I did when I was younger. I directed a couple of the “Seven Deadly Plays” series at IAMA in L.A., but I have to say, I don’t think I’m a very good director. I think it was good to do when I was younger and I was learning how to write, because then I could see what a bad writer I was. You really get the feeling firsthand of how bad the play is if you’re directing it and you wrote it. But I don’t really feel the need to direct my own plays anymore. In a weird way, I don’t really trust myself to direct them in the same way that I do with film and TV. With film and TV— especially TV—I love directing stuff I didn’t write. With film, if you can be an auteur—little auteurs out there, I would say, please do it. If you’re a writer and you have any desire to direct and if you’re a director and you have any desire to write, try doing both. I think you’ll get through your vision a little bit more with the way that process and that kind of collaboration goes.
But I think with theatre, where the writer is king, I can still really get through a lot of my stuff. This is also why I like Trip. He knows that I have to direct a little bit in order to understand what the scene’s about.
Has it always been that way or has that evolved over the years?
It’s definitely evolved because I was doing more directing in film and TV. I also stole a lot from him as a director. I really stole how to treat actors. I was much more of the idea that actors are cattle before I started working with Trip. I was like, “Why don’t they just say the words? What’s the fucking problem?” But Trip is so diplomatic and so loving, and he creates these little families. Especially with Assistance, all those guys, we got so close. [Michael] Esper and I are still, like, so close, like he’s singing at my wedding.
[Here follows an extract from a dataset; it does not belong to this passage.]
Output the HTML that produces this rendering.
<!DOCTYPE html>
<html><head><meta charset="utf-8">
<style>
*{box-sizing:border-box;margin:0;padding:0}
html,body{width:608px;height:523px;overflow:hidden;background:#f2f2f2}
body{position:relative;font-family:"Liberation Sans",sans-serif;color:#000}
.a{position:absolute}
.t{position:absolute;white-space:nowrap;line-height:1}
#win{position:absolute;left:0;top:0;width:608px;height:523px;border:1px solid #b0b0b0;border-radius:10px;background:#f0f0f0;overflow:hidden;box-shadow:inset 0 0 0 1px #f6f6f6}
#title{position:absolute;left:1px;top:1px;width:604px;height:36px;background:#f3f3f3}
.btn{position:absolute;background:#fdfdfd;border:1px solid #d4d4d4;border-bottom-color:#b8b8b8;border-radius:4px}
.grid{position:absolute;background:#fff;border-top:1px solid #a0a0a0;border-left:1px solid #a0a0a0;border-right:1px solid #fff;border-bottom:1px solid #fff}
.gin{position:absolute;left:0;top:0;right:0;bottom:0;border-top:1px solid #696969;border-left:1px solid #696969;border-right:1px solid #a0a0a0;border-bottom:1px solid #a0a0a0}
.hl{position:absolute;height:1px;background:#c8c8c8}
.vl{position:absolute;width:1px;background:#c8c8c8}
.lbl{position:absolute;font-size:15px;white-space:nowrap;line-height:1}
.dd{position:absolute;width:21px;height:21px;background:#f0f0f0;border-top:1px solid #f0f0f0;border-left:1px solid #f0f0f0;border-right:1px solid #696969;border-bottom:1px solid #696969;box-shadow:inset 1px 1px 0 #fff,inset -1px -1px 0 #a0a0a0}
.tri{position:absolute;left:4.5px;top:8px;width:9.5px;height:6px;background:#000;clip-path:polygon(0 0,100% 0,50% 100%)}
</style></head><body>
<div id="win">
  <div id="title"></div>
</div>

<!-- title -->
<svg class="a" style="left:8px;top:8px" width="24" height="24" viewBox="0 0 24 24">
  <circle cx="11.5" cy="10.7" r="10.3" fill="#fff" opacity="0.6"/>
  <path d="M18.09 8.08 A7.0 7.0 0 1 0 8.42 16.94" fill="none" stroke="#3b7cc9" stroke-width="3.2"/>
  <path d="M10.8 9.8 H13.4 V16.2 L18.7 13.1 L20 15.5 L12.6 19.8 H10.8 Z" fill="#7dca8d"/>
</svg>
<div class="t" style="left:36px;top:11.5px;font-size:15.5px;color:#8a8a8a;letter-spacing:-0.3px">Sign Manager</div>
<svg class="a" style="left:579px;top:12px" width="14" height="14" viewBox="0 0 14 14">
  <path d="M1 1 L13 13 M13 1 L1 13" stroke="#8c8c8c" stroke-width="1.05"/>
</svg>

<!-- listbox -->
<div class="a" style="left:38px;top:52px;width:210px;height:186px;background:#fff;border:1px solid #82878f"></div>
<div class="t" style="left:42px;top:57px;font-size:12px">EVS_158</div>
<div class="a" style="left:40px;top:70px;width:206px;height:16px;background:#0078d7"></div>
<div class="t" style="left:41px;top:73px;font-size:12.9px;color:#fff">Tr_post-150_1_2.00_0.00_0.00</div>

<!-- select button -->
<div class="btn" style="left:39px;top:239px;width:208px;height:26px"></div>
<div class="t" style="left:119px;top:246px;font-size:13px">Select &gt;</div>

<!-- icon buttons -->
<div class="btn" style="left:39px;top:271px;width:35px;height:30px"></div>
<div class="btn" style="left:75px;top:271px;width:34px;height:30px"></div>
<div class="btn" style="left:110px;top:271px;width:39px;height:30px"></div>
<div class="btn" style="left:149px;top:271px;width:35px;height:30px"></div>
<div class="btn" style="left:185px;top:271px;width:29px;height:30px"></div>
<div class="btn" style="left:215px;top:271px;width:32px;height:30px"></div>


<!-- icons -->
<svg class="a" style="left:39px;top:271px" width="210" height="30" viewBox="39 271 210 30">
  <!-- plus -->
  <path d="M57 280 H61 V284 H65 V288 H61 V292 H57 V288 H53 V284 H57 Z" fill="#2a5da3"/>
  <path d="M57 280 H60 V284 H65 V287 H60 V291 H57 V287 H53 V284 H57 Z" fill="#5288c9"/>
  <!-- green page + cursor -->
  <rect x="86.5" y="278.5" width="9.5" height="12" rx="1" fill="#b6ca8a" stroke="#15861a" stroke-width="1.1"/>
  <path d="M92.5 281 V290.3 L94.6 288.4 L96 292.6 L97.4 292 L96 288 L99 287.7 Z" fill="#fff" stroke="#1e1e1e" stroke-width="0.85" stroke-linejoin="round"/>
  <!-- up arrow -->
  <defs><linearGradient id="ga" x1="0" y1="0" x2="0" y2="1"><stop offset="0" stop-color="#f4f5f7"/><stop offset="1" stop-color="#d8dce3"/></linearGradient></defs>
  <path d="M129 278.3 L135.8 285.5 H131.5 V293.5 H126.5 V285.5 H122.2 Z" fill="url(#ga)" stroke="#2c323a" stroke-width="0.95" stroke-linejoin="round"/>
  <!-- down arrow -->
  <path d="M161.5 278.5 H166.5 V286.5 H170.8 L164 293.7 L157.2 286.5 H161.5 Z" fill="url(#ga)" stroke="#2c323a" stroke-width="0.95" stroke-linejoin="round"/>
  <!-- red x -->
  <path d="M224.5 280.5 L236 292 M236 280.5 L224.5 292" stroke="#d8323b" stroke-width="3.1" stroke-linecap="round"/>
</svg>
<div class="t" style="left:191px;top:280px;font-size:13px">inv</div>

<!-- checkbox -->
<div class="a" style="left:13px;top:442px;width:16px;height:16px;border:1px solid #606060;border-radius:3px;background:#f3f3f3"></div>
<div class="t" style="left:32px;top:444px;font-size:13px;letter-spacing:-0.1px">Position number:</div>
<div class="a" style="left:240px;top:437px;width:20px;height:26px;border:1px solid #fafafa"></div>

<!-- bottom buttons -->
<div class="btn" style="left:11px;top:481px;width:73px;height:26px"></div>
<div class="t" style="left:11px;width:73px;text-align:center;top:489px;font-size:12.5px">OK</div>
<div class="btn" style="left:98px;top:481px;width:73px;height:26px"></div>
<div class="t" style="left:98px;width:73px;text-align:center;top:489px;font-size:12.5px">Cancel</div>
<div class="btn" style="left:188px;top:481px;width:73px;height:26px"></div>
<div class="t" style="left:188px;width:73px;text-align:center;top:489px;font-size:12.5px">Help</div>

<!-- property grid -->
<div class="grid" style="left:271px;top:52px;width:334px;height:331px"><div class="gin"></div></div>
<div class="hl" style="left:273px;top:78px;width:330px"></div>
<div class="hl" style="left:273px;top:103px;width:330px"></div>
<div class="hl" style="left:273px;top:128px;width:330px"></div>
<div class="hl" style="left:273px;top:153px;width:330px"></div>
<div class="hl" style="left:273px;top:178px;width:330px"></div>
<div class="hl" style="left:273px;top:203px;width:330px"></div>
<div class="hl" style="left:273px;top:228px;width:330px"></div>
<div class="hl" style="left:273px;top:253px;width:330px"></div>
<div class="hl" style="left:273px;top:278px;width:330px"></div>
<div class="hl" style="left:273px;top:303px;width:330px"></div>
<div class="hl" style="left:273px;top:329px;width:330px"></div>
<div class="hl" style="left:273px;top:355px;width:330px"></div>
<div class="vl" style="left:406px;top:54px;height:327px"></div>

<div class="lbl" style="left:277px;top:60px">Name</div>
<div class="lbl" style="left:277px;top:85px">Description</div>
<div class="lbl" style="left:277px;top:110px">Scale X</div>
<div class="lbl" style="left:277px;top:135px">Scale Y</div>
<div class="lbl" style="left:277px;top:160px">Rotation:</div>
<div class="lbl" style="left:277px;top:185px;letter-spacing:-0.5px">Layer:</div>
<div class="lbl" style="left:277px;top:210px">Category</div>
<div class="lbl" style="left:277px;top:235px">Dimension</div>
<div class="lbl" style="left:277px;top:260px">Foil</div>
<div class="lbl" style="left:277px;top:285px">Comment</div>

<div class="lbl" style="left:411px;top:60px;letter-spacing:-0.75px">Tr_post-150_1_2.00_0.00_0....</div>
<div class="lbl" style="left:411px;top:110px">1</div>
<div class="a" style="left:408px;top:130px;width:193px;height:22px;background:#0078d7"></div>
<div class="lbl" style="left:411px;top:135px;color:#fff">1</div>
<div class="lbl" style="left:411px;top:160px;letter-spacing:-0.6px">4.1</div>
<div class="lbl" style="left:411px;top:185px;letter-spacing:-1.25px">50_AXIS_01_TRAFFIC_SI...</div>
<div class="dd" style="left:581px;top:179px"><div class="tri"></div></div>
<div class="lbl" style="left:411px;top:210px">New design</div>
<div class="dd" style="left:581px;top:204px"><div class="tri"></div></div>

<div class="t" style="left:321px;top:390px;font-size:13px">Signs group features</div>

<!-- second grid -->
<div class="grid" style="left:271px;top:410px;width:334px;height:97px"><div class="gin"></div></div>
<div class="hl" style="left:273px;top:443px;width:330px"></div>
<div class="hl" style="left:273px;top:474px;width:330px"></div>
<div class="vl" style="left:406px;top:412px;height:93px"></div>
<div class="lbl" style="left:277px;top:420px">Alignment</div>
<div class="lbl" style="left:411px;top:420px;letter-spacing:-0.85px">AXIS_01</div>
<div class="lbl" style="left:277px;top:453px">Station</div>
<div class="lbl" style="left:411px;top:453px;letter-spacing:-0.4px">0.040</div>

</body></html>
With film, you can’t really do that as much, but I try to. [Kirsten] Dunst said to me when we were doing Bachelorette, “You have this way of making everybody feel like we’re all in this together, as opposed to, I want something from you.”
I love how you call all your actors by their last names.
When I’m on set, I call them babies. I’m like, “You know, the babies are all going to be here in five minutes.” And everyone’s like, “Are you talking about the movie stars?” Maybe I call them by their last names because I think of them like players on a team too. I’m like, Dunst for the win!
I want to talk a little bit about how you end your plays. Bachelorette, Assistance, and The Layover all conclude somewhat irresolutely. But in the film of Bachelorette, for instance, we find out what happens to the coked-out bridesmaid in the tub. Is that something that you like about theatre, that you can leave it more open?
I just realized that in all three plays that a character kills their god. Maybe all of my plays end that way. You know that William Temple quote, “Religion is what you do with your solitude”? Whatever you think about the most, you end up worshiping. So a lot of my characters end up worshiping these things they really shouldn’t be worshiping. I do think all three of them, while they don’t necessarily wrap up narratively, they do let you know that this particular experiment in what I’m going to worship did not work out on many different levels for different characters. There’s usually a character that’s pretty indoctrinated, like a Regan [in Bachelorette] or Dex [in The Layover] or a Nick in Assistance. But I do think all of them end up being brought to their knees, so to speak—I mean, Regan literally is on the floor.
And I just don’t think the film Bachelorette was about that. The film was about a bunch of kids that should have been in a John Hughes movie and ended up in this movie. It was like, if everybody in Heathers made it and didn’t die when they probably should have. They never should have made it to adulthood. It was more of a cinematic experiment than a moral experiment. And I think that part of working in different genres is knowing that. A full-on adaptation of what you did onstage doesn’t really always work. I’m trying to think of a good one and I can’t off the top of my head. Who’s Afraid of Virginia Woof? is pretty good.
A Streetcar Named Desire.
Streetcar is really good. But also those were different audiences. Those were audiences that were more used to theatre, meaning they were very used to a proscenium, that was what they wanted. They didn’t want the camera right behind people or seeing the fucking ceilings. People just didn’t want to see that stuff.
You seem like a very happy, nice person, but your plays are incredibly dark.
They’re so dark!
Where does the darkness come from? Do you think people need to be unhappy to create drama?
No, no, no, no. I definitely thought that when I was 25. So, all of the 25-year-olds out there: It gets better. You definitely don’t need to be in fucking pain all the time to write something. I don’t know why I write about such shitty behavior and people. I don’t really think of them that way when I’m writing it. It’s more when Trip and I get it up, that’s when I go, “Oh wow, these people are really being terrible to each other!”
And I think that’s why I really have veered so hard in the area of comedy in film. Whereas in theatre, I really do get to explore a lot more complicated stuff. I’m interested in bad behavior more than bad people. I definitely act out in my own life, but it doesn’t make me an unhappy person. It’s just more that I’m like, “Ooh, I did something bad, I should probably put that in a play!” Also, I feel like I am so happy in my life, I don’t need to inject drama into my life. I don’t need to act out in crazy ways like I did when I was 20. I save all those bad feelings and I sort of collect them and store them and then when I sit down to write I’m like, “I’m going to put them all in here.”